Si la décision est solidement ancrée dans une appréciation stricte des faits de l’espèce (A), elle laisse en suspens la question de son applicabilité à d’autres projets d’infrastructure et de ses effets sur la concurrence intermodale (B).

A. Une solution fondée sur une interprétation factuelle stricte de l’ouverture du marché

La valeur de l’arrêt réside dans son pragmatisme et sa déférence envers l’appréciation souveraine des faits par le Tribunal. La Cour se refuse à spéculer sur une concurrence potentielle que les éléments de droit et de fait écartent manifestement. Elle souligne ainsi qu’« il n’a pas été démontré, ni même allégué, que l’octroi des licences … permettrait à des entreprises autres que [l’opérateur historique] d’exercer leurs activités sur ou pour le marché de la gestion et de l’exploitation de l’infrastructure ferroviaire nationale ». Cette approche formaliste a le mérite de la sécurité juridique : seule une ouverture avérée du marché, en droit ou en fait, peut déclencher l’application des règles sur les aides d’État.

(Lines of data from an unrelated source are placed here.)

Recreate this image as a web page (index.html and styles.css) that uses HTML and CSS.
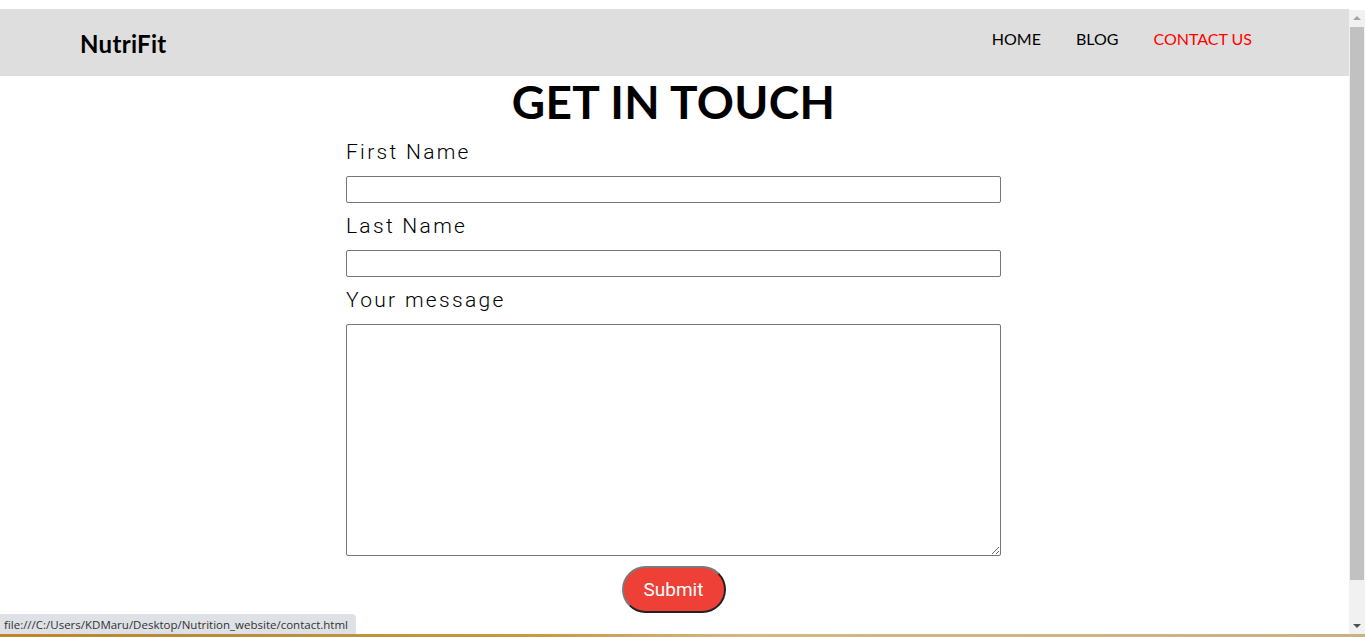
FILE: index.html
```html
<!DOCTYPE html>
<html lang="en">
<head>
<meta charset="utf-8">
<title>Contact - NutriFit</title>
<link rel="stylesheet" href="styles.css">
</head>
<body>
<div class="window">
  <div class="main-row">
    <div class="viewport">
      <header class="site-header">
        <a class="logo" href="#">NutriFit</a>
        <nav class="nav">
          <a href="#" class="nav-link">HOME</a>
          <a href="#" class="nav-link">BLOG</a>
          <a href="#" class="nav-link active">CONTACT US</a>
        </nav>
      </header>
      <main class="contact">
        <h1 class="title">GET IN TOUCH</h1>
        <form class="form">
          <label class="label" for="fn">First Name</label>
          <input class="field" id="fn" type="text">
          <label class="label" for="ln">Last Name</label>
          <input class="field" id="ln" type="text">
          <label class="label" for="msg">Your message</label>
          <textarea class="area" id="msg"></textarea>
          <button class="submit" type="button">Submit</button>
        </form>
      </main>
      <div class="status">file:///C:/Users/KDMaru/Desktop/Nutrition_website/contact.html</div>
    </div>
    <div class="scrollbar">
      <div class="arrow up"></div>
      <div class="thumb-track"><div class="thumb"></div></div>
      <div class="arrow down"></div>
    </div>
  </div>
  <div class="strip"></div>
</div>
</body>
</html>
```
FILE: styles.css
```css
* { box-sizing: border-box; }
html, body { margin: 0; padding: 0; }
body {
  width: 1365px;
  height: 637px;
  overflow: hidden;
  background: #fff;
  font-family: "Lato", "Liberation Sans", sans-serif;
}
.window {
  display: flex;
  flex-direction: column;
  height: 637px;
}
.main-row {
  display: flex;
  height: 634px;
}
.viewport {
  flex: 1;
  position: relative;
  padding-top: 9px;
}
.site-header {
  height: 67px;
  background: #dedede;
  display: flex;
  align-items: center;
  justify-content: space-between;
  padding: 0 97px 0 80px;
}
.logo {
  font-family: "Lato", sans-serif;
  font-weight: 700;
  font-size: 24px;
  letter-spacing: 0.3px;
  color: #000;
  text-decoration: none;
  margin-top: 1px;
}
.nav {
  display: flex;
  gap: 35px;
  margin-top: -8px;
}
.nav-link {
  font-family: "Lato", sans-serif;
  font-size: 16px;
  color: #000;
  text-decoration: none;
}
.nav-link.active { color: #ff0000; }
.contact {
  display: flex;
  flex-direction: column;
  align-items: center;
  padding-right: 2px;
}
.title {
  margin: 0 0 12px;
  font-family: "Lato", sans-serif;
  font-weight: 700;
  font-size: 46px;
  line-height: 52px;
  letter-spacing: 0.3px;
  color: #000;
}
.form {
  width: 655px;
  display: flex;
  flex-direction: column;
}
.label {
  font-family: "Roboto", sans-serif;
  font-weight: 300;
  font-size: 21px;
  line-height: 25px;
  letter-spacing: 2.3px;
  color: #000;
  margin-bottom: 11px;
}
.field {
  height: 27px;
  border: 1px solid #767676;
  border-radius: 2px;
  margin: 0 0 11px;
  padding: 1px 2px;
  font-size: 13px;
}
.area {
  height: 232px;
  border: 1px solid #767676;
  border-radius: 2px;
  margin: 0 0 10px;
  resize: both;
}
.submit {
  align-self: center;
  width: 104px;
  height: 47px;
  border-radius: 24px;
  border-width: 2px;
  border-style: solid;
  border-color: #7a7a7a #222 #222 #7a7a7a;
  background: #ee4036;
  color: #fff;
  font-family: "Roboto", sans-serif;
  font-size: 19px;
  padding: 0;
}
.status {
  position: absolute;
  left: 0;
  bottom: 0;
  height: 20px;
  width: 356px;
  background: #dee1e5;
  border-top-right-radius: 4px;
  font-family: "Open Sans", "DejaVu Sans", sans-serif;
  font-size: 11.5px;
  line-height: 21px;
  color: #333;
  padding-left: 4px;
  white-space: nowrap;
}
.scrollbar {
  width: 16px;
  margin-top: 10px;
  background: #f1f1f1;
  display: flex;
  flex-direction: column;
  align-items: center;
}
.arrow {
  width: 0;
  height: 0;
  border-left: 4px solid transparent;
  border-right: 4px solid transparent;
}
.arrow.up {
  border-bottom: 4px solid #a3a3a3;
  margin: 6px 0 7px;
}
.arrow.down {
  border-top: 4px solid #505050;
  margin: 6px 0 6px;
}
.thumb-track {
  flex: 1;
  width: 100%;
  padding: 0 1px 0 1px;
}
.thumb {
  height: 553px;
  background: #c1c1c1;
}
.strip {
  height: 3px;
  background: linear-gradient(90deg, #c2862a 0%, #b98a3a 14%, #c99a45 40%, #d6b880 55%, #cbb17e 100%);
}
```
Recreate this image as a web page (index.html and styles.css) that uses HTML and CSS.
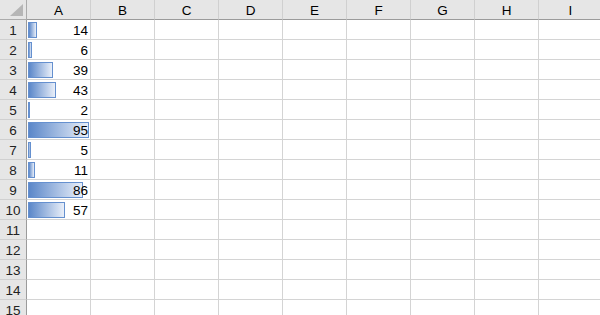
FILE: index.html
```html
<!DOCTYPE html>
<html lang="en">
<head>
  <meta charset="UTF-8" />
  <title>Data Bars</title>
  <link rel="stylesheet" href="styles.css">
</head>
<body>
  <div id="sheet" class="sheet"></div>

  <script>
    // Column A values, shown with data bars
    const values = [14, 6, 39, 43, 2, 95, 5, 11, 86, 57];
    const columns = ['A', 'B', 'C', 'D', 'E', 'F', 'G', 'H', 'I'];
    const rowCount = 15;
    const maxBar = 61; // px width of the largest bar

    const sheet = document.getElementById('sheet');
    let html = '<div class="corner"><span class="corner-mark"></span></div>';
    html += columns.map(c => `<div class="col-head">${c}</div>`).join('');

    for (let r = 1; r <= rowCount; r++) {
      html += `<div class="row-head">${r}</div>`;
      columns.forEach((c, i) => {
        const v = (i === 0) ? values[r - 1] : undefined;
        if (v === undefined) {
          html += '<div class="cell"></div>';
        } else {
          const w = Math.max(1, Math.round(v / 95 * maxBar));
          html += `<div class="cell num"><span class="bar" style="width:${w}px"></span><span class="val">${v}</span></div>`;
        }
      });
    }
    sheet.innerHTML = html;
  </script>
</body>
</html>
```

FILE: styles.css
```css
* {
  margin: 0;
  padding: 0;
  box-sizing: border-box;
}

body {
  background: #ffffff;
  font-family: 'Liberation Sans', Arial, sans-serif;
  font-size: 13.5px;
  color: #000;
  overflow: hidden;
}

.sheet {
  display: grid;
  grid-template-columns: 27px repeat(9, 64px);
  grid-auto-rows: 20px;
}

.corner,
.col-head,
.row-head {
  background: #e6e6e6;
}

.corner {
  position: relative;
  border-right: 1px solid #ababab;
  border-bottom: 1px solid #ababab;
}

.corner-mark {
  position: absolute;
  right: 3px;
  bottom: 3px;
  width: 0;
  height: 0;
  border-left: 13px solid transparent;
  border-bottom: 12px solid #b6b6b6;
}

.col-head {
  border-right: 1px solid #d0d0d0;
  border-bottom: 1px solid #9b9b9b;
  text-align: center;
  line-height: 21px;
}

.row-head {
  border-right: 1px solid #9b9b9b;
  border-bottom: 1px solid #d0d0d0;
  text-align: center;
  line-height: 22px;
  color: #222;
}

.cell {
  border-right: 1px solid #d4d4d4;
  border-bottom: 1px solid #d4d4d4;
}

.num {
  position: relative;
  text-align: right;
  padding-right: 2px;
  line-height: 22px;
}

.bar {
  position: absolute;
  left: 1px;
  top: 2px;
  height: 16px;
  background: linear-gradient(to right, #5b87c9, #e9eff9);
  border: 1px solid #6590cf;
}

.val {
  position: relative;
}
```
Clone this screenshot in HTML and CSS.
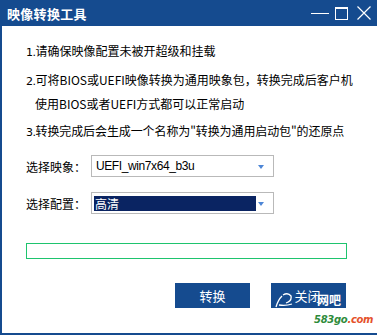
FILE: index.html
```html
<!DOCTYPE html>
<html lang="zh-CN">
<head>
<meta charset="utf-8">
<title>映像转换工具</title>
<link rel="stylesheet" href="styles.css">
</head>
<body>
<div class="window">
  <div class="titlebar">
    <span class="title">映像转换工具</span>
    <div class="controls">
      <svg class="ctl" width="18" height="20" viewBox="0 0 18 20"><line x1="0" y1="11.5" x2="18" y2="11.5" stroke="#fff" stroke-width="1"/></svg>
      <svg class="ctl" width="14" height="20" viewBox="0 0 14 20"><rect x="0.5" y="5.5" width="12" height="12" fill="none" stroke="#fff" stroke-width="1"/><line x1="0" y1="6.5" x2="13" y2="6.5" stroke="#fff" stroke-width="1"/></svg>
      <svg class="ctl" width="14" height="20" viewBox="0 0 14 20"><path d="M0.5 4.5 L13.5 17.5 M13.5 4.5 L0.5 17.5" stroke="#fff" stroke-width="1.2" fill="none"/></svg>
    </div>
  </div>
  <div class="content">
    <p class="line l1"><span class="num">1.</span>请确保映像配置未被开超级和挂载</p>
    <p class="line l2"><span class="num">2.</span>可将BIOS或UEFI映像转换为通用映象包，转换完成后客户机</p>
    <p class="line l2b">使用BIOS或者UEFI方式都可以正常启动</p>
    <p class="line l3"><span class="num">3.</span>转换完成后会生成一个名称为"转换为通用启动包"的还原点</p>
    <div class="row r1">
      <span class="label">选择映象：</span>
      <div class="select"><span class="val">UEFI_win7x64_b3u</span><span class="arrow"></span></div>
    </div>
    <div class="row r2">
      <span class="label">选择配置：</span>
      <div class="select"><span class="val sel">高清</span><span class="arrow"></span></div>
    </div>
    <div class="progress"></div>
    <div class="buttons">
      <div class="btn">转换</div>
      <div class="btn close">关闭
        <svg class="wm-curve" width="22" height="16" viewBox="0 0 22 16"><path d="M2 15 Q4 8 8 4 M9 3 Q14 0 17 4 Q18 9 12 11 M5 13 Q12 14 18 12" stroke="#fff" stroke-width="1.3" fill="none"/></svg>
        <span class="wm-text">网吧</span>
      </div>
    </div>
  </div>
  <div class="watermark"><span class="g">583go</span><span class="o">.com</span></div>
</div>
</body>
</html>
```

FILE: styles.css
```css
* { box-sizing: border-box; }
html, body { margin: 0; padding: 0; background: #fff; }
body {
  font-family: "Noto Sans CJK SC", "Microsoft YaHei", sans-serif;
  font-size: 12px;
  color: #000;
}
.window {
  position: relative;
  width: 377px;
  height: 335px;
  border-left: 2px solid #154b8f;
  border-bottom: 2px solid #154b8f;
  overflow: hidden;
  background: #fff;
}
.titlebar {
  height: 26px;
  background: #154b8f;
  display: flex;
  align-items: center;
  justify-content: space-between;
  padding: 0 6px 0 5px;
}
.title {
  color: #fff;
  font-weight: bold;
  font-size: 13px;
  letter-spacing: 0.3px;
}
.controls {
  display: flex;
  align-items: center;
  gap: 6px;
  margin-top: -2px;
}
.ctl { display: block; }
.controls .ctl:last-child { margin-left: 2px; }
.content {
  padding-left: 24px;
}
.line {
  margin: 0;
  height: 24px;
  line-height: 24px;
  white-space: nowrap;
}
.num { font-family: "DejaVu Sans", sans-serif; font-size: 11px; letter-spacing: -0.5px; }
.l1 { margin-top: 13px; }
.l2 { margin-top: 5px; }
.l2b { padding-left: 9px; }
.l3 { margin-top: 3px; letter-spacing: -0.1px; }
.row {
  display: flex;
  align-items: center;
  height: 22px;
}
.r1 { margin-top: 12px; }
.r2 { margin-top: 15px; }
.label { width: 65px; }
.select {
  width: 183px;
  height: 22px;
  border: 1px solid #b9b9b9;
  display: flex;
  align-items: center;
  padding: 0 0 0 2px;
  position: relative;
}
.val {
  font-family: "Liberation Sans", sans-serif;
  font-size: 12px;
  padding-left: 2px;
  letter-spacing: -0.4px;
}
.val.sel {
  font-family: "Noto Sans CJK SC", sans-serif;
  background: #0a2462;
  color: #fff;
  width: 162px;
  height: 15px;
  line-height: 15px;
  letter-spacing: 0;
  padding-left: 1px;
}
.arrow {
  position: absolute;
  right: 9px;
  top: 9px;
  width: 0;
  height: 0;
  border-left: 3.5px solid transparent;
  border-right: 3.5px solid transparent;
  border-top: 4px solid #4d86d6;
}
.progress {
  margin-top: 29px;
  width: 321px;
  height: 16px;
  border: 1px solid #1ec46e;
}
.buttons {
  display: flex;
  gap: 21px;
  margin-top: 24px;
  padding-left: 149px;
}
.btn {
  width: 75px;
  height: 25px;
  background: #154b8f;
  color: #fff;
  font-size: 13px;
  display: flex;
  align-items: center;
  justify-content: center;
  position: relative;
  overflow: hidden;
}
.close { padding-right: 2px; }
.wm-curve {
  position: absolute;
  left: 3px;
  top: 9px;
}
.wm-text {
  position: absolute;
  left: 46px;
  top: 10px;
  font-size: 12px;
  font-weight: bold;
  color: #fff;
  line-height: 14px;
  white-space: nowrap;
}
.watermark {
  position: absolute;
  left: 312px;
  top: 314px;
  font-family: "DejaVu Sans", sans-serif;
  font-size: 10px;
  font-weight: bold;
  font-style: italic;
  letter-spacing: -0.3px;
}
.watermark .g { color: #2e8b3a; }
.watermark .o { color: #e5512b; }
```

Toutefois, cette rigueur peut être critiquée. En distinguant les activités de construction et d’entretien, ouvertes à la concurrence via des appels d’offres, de celles de gestion « au sens strict » exercées par l’entreprise publique, la Cour adopte une vision très fine, voire artificielle, des fonctions d’un gestionnaire d’infrastructure. Une telle distinction pourrait inciter les États membres à structurer leurs projets en créant des entités ad hoc dont les missions, limitées à la détention et à la gestion pure, les placeraient à l’abri des contraintes du droit des aides d’État, tandis que les activités économiques plus substantielles seraient sous-traitées. La solution retenue apparaît donc très contingente à la structure spécifique du cadre légal danois et à la manière dont le projet a été organisé.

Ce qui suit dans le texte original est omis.